Ia harus menghadapi pandangan miring dari sebagian orang. Ada yang meragukan kemampuannya membesarkan anak seorang diri. Lebih menyakitkan lagi, muncul gosip atau kecurigaan yang tak perlu.
Sebagai perempuan, ia dituntut menjaga diri lebih ketat. Sikap, pergaulan, bahkan penampilan harus selalu dijaga agar tidak menimbulkan salah tafsir. Tekanan ini menambah beban mental yang tidak dialami semua orang.
Di sinilah terlihat bahwa masyarakat masih perlu belajar memberi ruang aman bagi para orangtua tunggal. Nilai edukasi yang bisa dipetik, terutama bagi kita semua, adalah pentingnya empati dan dukungan sosial.

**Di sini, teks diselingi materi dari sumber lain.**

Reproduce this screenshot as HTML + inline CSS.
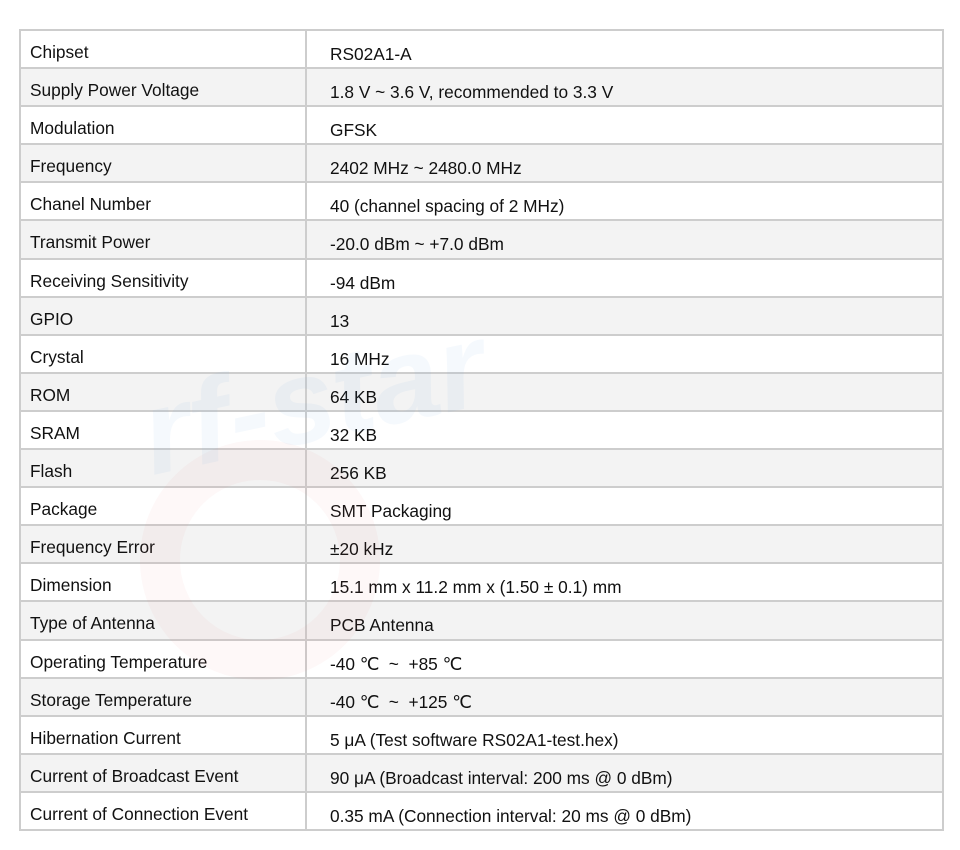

Anak-anak dari keluarga orangtua tunggal berhak tumbuh dengan percaya diri, bukan dibayangi stigma.
Dukungan moral, kesempatan pendidikan, hingga lingkungan yang sehat jauh lebih berarti dibandingkan penilaian negatif.
Dalam konteks pendidikan humaniora, pengalaman ini mengajarkan bahwa menjadi orangtua tunggal bukan sekadar peran pribadi, tetapi juga isu sosial.
Di balik beban ganda yang mereka pikul, ada pelajaran tentang resilien, tentang bagaimana cinta dan iman mampu menopang kehidupan.
Tuhan Tidak Pernah Meninggalkan
Di tengah keterbatasan, Tuhan menjadi satu-satunya sandaran. Saya sering mendengar kakakku berdoa dengan air mata. Ia percaya, meski jalannya tidak mudah, selalu ada penyertaan.
Firman Tuhan berkata:
"Allah itu bagi kita tempat perlindungan dan kekuatan, sebagai penolong dalam kesesakan sangat terbukti." (Mazmur 46:2).
Ayat ini bukan sekadar bacaan, melainkan nyata dalam hidupnya. Ketika manusia merasa tidak sanggup, Tuhan hadir memberi kekuatan.
Potret Orangtua Tunggal di Indonesia
Menurut Badan Pusat Statistik, jumlah keluarga dengan orangtua tunggal di Indonesia terus meningkat.